Mais voilà que les conditions matérielles ont changé. Même les libéraux sont obligés de mettre (un peu) d’eau dans leur vin en exigeant le double du montant que les étudiants étrangers doivent prouver qu’ils ont sur leur compte de banque avant de venir ici. Les libéraux reconnaissent également du bout des lèvres que des abus ont eu lieu avec les faux collèges dans des tours à bureaux anonymes offrant des diplômes bidons aux étudiants indiens pour qu’ils puissent obtenir plus facilement la résidence permanente.

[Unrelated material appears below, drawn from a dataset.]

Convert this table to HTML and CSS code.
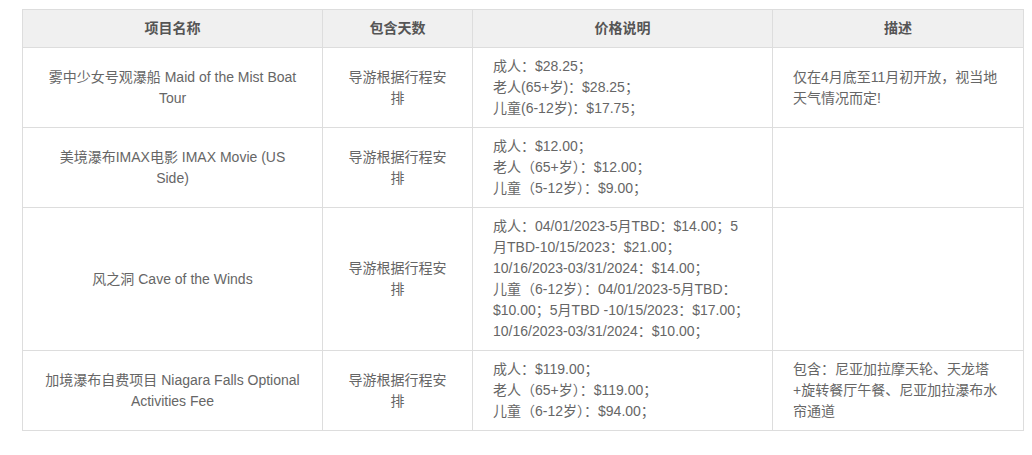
FILE: index.html
```html
<!DOCTYPE html>
<html lang="zh-CN">
<head>
<meta charset="utf-8">
<link rel="stylesheet" href="styles.css">
</head>
<body>
<div class="wrap">
<table class="price-table">
  <colgroup>
    <col class="c-name"><col class="c-days"><col class="c-price"><col class="c-desc">
  </colgroup>
  <thead>
    <tr><th>项目名称</th><th>包含天数</th><th>价格说明</th><th>描述</th></tr>
  </thead>
  <tbody>
    <tr>
      <td class="center">雾中少女号观瀑船 Maid of the Mist Boat Tour</td>
      <td class="center">导游根据行程安排</td>
      <td>成人：$28.25；<br>老人(65+岁)：$28.25；<br>儿童(6-12岁)：$17.75；</td>
      <td>仅在4月底至11月初开放，视当地天气情况而定!</td>
    </tr>
    <tr>
      <td class="center">美境瀑布IMAX电影 IMAX Movie (US Side)</td>
      <td class="center">导游根据行程安排</td>
      <td>成人：$12.00；<br>老人（65+岁）：$12.00；<br>儿童（5-12岁）：$9.00；</td>
      <td></td>
    </tr>
    <tr>
      <td class="center">风之洞 Cave of the Winds</td>
      <td class="center">导游根据行程安排</td>
      <td>成人：04/01/2023-5月TBD：$14.00；5月TBD-10/15/2023：$21.00；10/16/2023-03/31/2024：$14.00；<br>儿童（6-12岁）：04/01/2023-5月TBD：$10.00；5月TBD -10/15/2023：$17.00；10/16/2023-03/31/2024：$10.00；</td>
      <td></td>
    </tr>
    <tr>
      <td class="center">加境瀑布自费项目 Niagara Falls Optional Activities Fee</td>
      <td class="center">导游根据行程安排</td>
      <td>成人：$119.00；<br>老人（65+岁）：$119.00；<br>儿童（6-12岁）：$94.00；</td>
      <td>包含：尼亚加拉摩天轮、天龙塔+旋转餐厅午餐、尼亚加拉瀑布水帘通道</td>
    </tr>
  </tbody>
</table>
</div>
</body>
</html>
```
FILE: styles.css
```css
html, body {
  margin: 0;
  padding: 0;
  background: #fff;
}
.wrap {
  padding: 9px 10px 0 22px;
}
.price-table {
  border-collapse: collapse;
  table-layout: fixed;
  width: 1001px;
  font-family: "Liberation Sans", Arial, "Noto Sans CJK SC", sans-serif;
  font-size: 14px;
  line-height: 21px;
  color: #666;
}
.c-name { width: 300px; }
.c-days { width: 150px; }
.c-price { width: 300px; }
.c-desc { width: 251px; }
.price-table th,
.price-table td {
  border: 1px solid #ddd;
  padding: 8px 20px;
  vertical-align: middle;
  text-align: left;
}
.price-table th {
  background: #f0f0f0;
  color: #555;
  font-weight: bold;
  text-align: center;
}
.price-table td.center {
  text-align: center;
}
```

Critiquer l’immigration massive, ce n’est pas critiquer les individus. Ceux-ci sont des humains qui tentent d’améliorer leur vie et qui cherchent des opportunités pour le faire. La politique des libéraux, d’en prendre environ un million par année, est tout sauf raisonnable et humaine. Les travailleurs temporaires sont exploités dans des contrats fermés, à travailler dans des secteurs qui devraient tout bonnement disparaître à défaut d’offrir de meilleures conditions. Abattoirs, restaurants rapides, « shops » infernales aux conditions dangereuses. Le patronat devrait penser à investir dans la robotique, l’intelligence artificielle et dans la qualité de ses travailleurs au lieu de toujours aller chercher des gens prêts à faire ces emplois ingrats au salaire minimum.

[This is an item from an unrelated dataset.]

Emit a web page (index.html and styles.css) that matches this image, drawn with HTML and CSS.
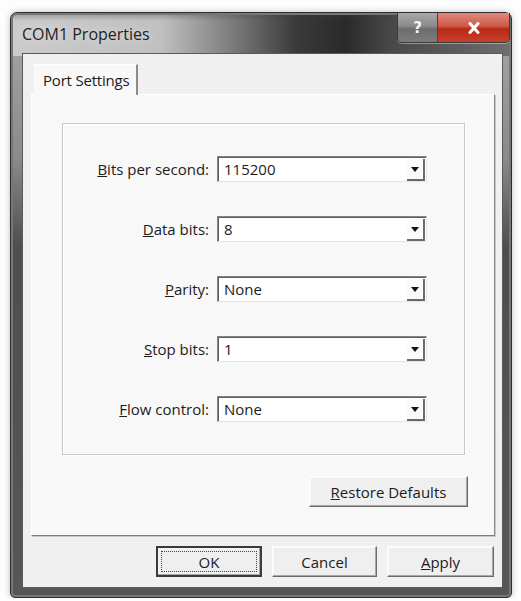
FILE: index.html
```html
<!DOCTYPE html>
<html lang="en">
<head>
    <meta charset="UTF-8">
    <meta name="viewport" content="width=device-width, initial-scale=1.0">
    <title>COM1 Properties</title>
    <link rel="stylesheet" href="styles.css">
</head>
<body>

<div class="window">
    <div class="titlebar">
        <span class="title">COM1 Properties</span>
        <div class="caption-buttons">
            <span class="cap-help">?</span>
            <span class="cap-close">
                <svg width="14" height="12" viewBox="0 0 14 12">
                    <path d="M3 1.5 L11 10.5 M11 1.5 L3 10.5" stroke="#fff" stroke-width="3" stroke-linecap="round"/>
                </svg>
            </span>
        </div>
    </div>

    <div class="client">
        <div class="tabs">
            <div class="tab active">Port Settings</div>
        </div>

        <div class="panel">
            <div class="group">
                <label><u>B</u>its per second:</label>
                <div class="combo"><span>115200</span><i class="drop"></i></div>

                <label><u>D</u>ata bits:</label>
                <div class="combo"><span>8</span><i class="drop"></i></div>

                <label><u>P</u>arity:</label>
                <div class="combo"><span>None</span><i class="drop"></i></div>

                <label><u>S</u>top bits:</label>
                <div class="combo"><span>1</span><i class="drop"></i></div>

                <label><u>F</u>low control:</label>
                <div class="combo"><span>None</span><i class="drop"></i></div>
            </div>

            <div class="panel-actions">
                <button class="btn restore"><u>R</u>estore Defaults</button>
            </div>
        </div>

        <div class="dialog-actions">
            <button class="btn default ok"><span class="focus">OK</span></button>
            <button class="btn cancel">Cancel</button>
            <button class="btn apply"><u>A</u>pply</button>
        </div>
    </div>
</div>

</body>
</html>
```

FILE: styles.css
```css
body {
    margin: 0;
    background: #fdfdfd;
    font-family: "Open Sans", "Noto Sans", sans-serif;
    color: #1c1c1c;
}
.window {
    box-sizing: border-box;
    width: 502px;
    height: 586px;
    margin: 12px 0 0 10px;
    padding: 0 8px 9px 11px;
    display: flex;
    flex-direction: column;
    border: 1px solid #2e2e2e;
    border-radius: 7px 7px 5px 5px;
    background:
        linear-gradient(to bottom, rgba(60, 60, 60, 0.35), rgba(60, 60, 60, 0) 8px) top / 100% 43px no-repeat,
        linear-gradient(to right, #cbcbcb 0%, #c0c0c0 30%, #7d7d7d 44%, #3a3a3a 57%, #2a2a2a 67%, #484848 76%, #6e6e6e 100%) top / 100% 43px no-repeat,
        linear-gradient(to bottom, #a8a8a8, #8a8a8a 25%, #4e4e4e 40%, #575757 100%);
    box-shadow: 0 0 6px rgba(0, 0, 0, 0.25), inset 0 0 0 2px #777;
}
.titlebar {
    height: 42px;
    display: flex;
    justify-content: space-between;
    align-items: flex-start;
}
.title {
    margin-top: 10px;
    font-size: 16px;
    color: #222;
    text-shadow: 0 0 8px #e8e8e8;
}
.caption-buttons {
    display: flex;
    margin-right: -7px;
    border: 1px solid #3a3a3a;
    border-top: none;
    border-radius: 0 0 5px 5px;
    overflow: hidden;
    box-shadow: 0 1px 0 rgba(255, 255, 255, 0.4);
}
.cap-help,
.cap-close {
    height: 29px;
    display: flex;
    align-items: center;
    justify-content: center;
}
.cap-help {
    width: 39px;
    background: linear-gradient(#a9a9a9, #8b8b8b 45%, #6d6d6d 55%, #7c7c7c);
    border-right: 1px solid #444;
    color: #f4f4f4;
    font-family: "DejaVu Sans", sans-serif;
    font-weight: bold;
    font-size: 15px;
}
.cap-close {
    width: 71px;
    background: linear-gradient(#e0897c, #cf5a48 45%, #b72a14 55%, #c9402a);
}

/* client area of the dialog */
.client {
    flex: 1;
    display: flex;
    flex-direction: column;
    padding: 10px 7px 10px 8px;
    background: #f0f0f0;
    border: 1px solid #5a5a5a;
    box-sizing: border-box;
}
.tabs {
    height: 30px;
    display: flex;
    padding-left: 3px;
}
.tab {
    width: 104px;
    box-sizing: border-box;
    padding: 5px 0 0 8px;
    font-size: 15px;
    letter-spacing: -0.2px;
    background: #f8f8f8;
    border-left: 1px solid #f8f8f8;
    border-top: 1px solid #fff;
    border-right: 2px solid #8c8c8c;
    margin-bottom: -1px;
    position: relative;
    z-index: 1;
}
.panel {
    height: 442px;
    box-sizing: border-box;
    background: #f8f8f8;
    border: 1px solid;
    border-color: #ffffff #8a8a8a #7c7c7c #ffffff;
    box-shadow: 1px 1px 0 #c8c8c8;
    display: flex;
    flex-direction: column;
}
.group {
    height: 332px;
    box-sizing: border-box;
    margin: 28px 29px 0 30px;
    padding: 32px 37px 0 0;
    border: 1px solid #c8c8c8;
    box-shadow: 1px 1px 0 #fff, inset 1px 1px 0 #fff;
    display: grid;
    grid-template-columns: 1fr 210px;
    grid-auto-rows: 26px;
    column-gap: 8px;
    row-gap: 34px;
    align-items: center;
}
.group label {
    text-align: right;
    font-size: 15px;
    letter-spacing: 0;
}
.combo {
    height: 26px;
    box-sizing: border-box;
    display: flex;
    align-items: center;
    justify-content: space-between;
    background: #fff;
    border: 1px solid;
    border-color: #848484 #e4e4e4 #e4e4e4 #848484;
    box-shadow: inset 1px 1px 0 #5e5e5e;
    font-size: 15px;
}
.combo span {
    padding-left: 6px;
}
.drop {
    width: 18px;
    height: 22px;
    margin: 1px 1px 0 0;
    box-sizing: border-box;
    border-right: 2px solid #6a6a6a;
    border-bottom: 2px solid #6a6a6a;
    background: #fafafa;
    display: flex;
    align-items: center;
    justify-content: center;
}
.drop::after {
    content: "";
    border-left: 4px solid transparent;
    border-right: 4px solid transparent;
    border-top: 5px solid #111;
    margin-top: 2px;
}
.panel-actions {
    display: flex;
    justify-content: flex-end;
    margin: 21px 26px 0 0;
}
.btn {
    height: 31px;
    box-sizing: border-box;
    font-family: inherit;
    font-size: 15px;
    color: #1c1c1c;
    background: #efefef;
    border: 1px solid;
    border-color: #ffffff #6a6a6a #6a6a6a #ffffff;
    box-shadow: inset -1px -1px 0 #a8a8a8, inset 1px 1px 0 #f8f8f8;
    padding: 0;
}
.restore {
    width: 159px;
}
.dialog-actions {
    display: flex;
    justify-content: flex-end;
    gap: 10px;
    margin-top: 10px;
    padding-right: 1px;
}
.ok {
    width: 106px;
}
.cancel {
    width: 105px;
}
.apply {
    width: 107px;
}
.btn.default {
    border: 2px solid #3a3a3a;
    padding: 3px;
}
.btn.default .focus {
    display: block;
    height: 100%;
    line-height: 21px;
    border: 1px dotted #444;
    box-sizing: border-box;
}
```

Quant aux autres qui sont des résidents permanents, ils sont soumis comme n’importe qui aux aléas de la crise du logement, de l’inflation. L’emploi est de plus en plus difficile à trouver. Et rien n’indique qu’avec le déluge qui s’en vient avec l’intelligence artificielle, le chômage n’augmentera pas en flèche, même dans les emplois que l’on pensait protégés. Les Québécois comme les Canadiens font bien de mettre de la pression sur nos gouvernements pour que l’on ait moins d’immigrants, et surtout que ceux-ci ne sont pas là simplement pour combler de mauvais emplois. Car nous en payions tous le prix, que l’on soit Québécois, Canadien, autochtone ou un immigrant arrivé ici depuis peu.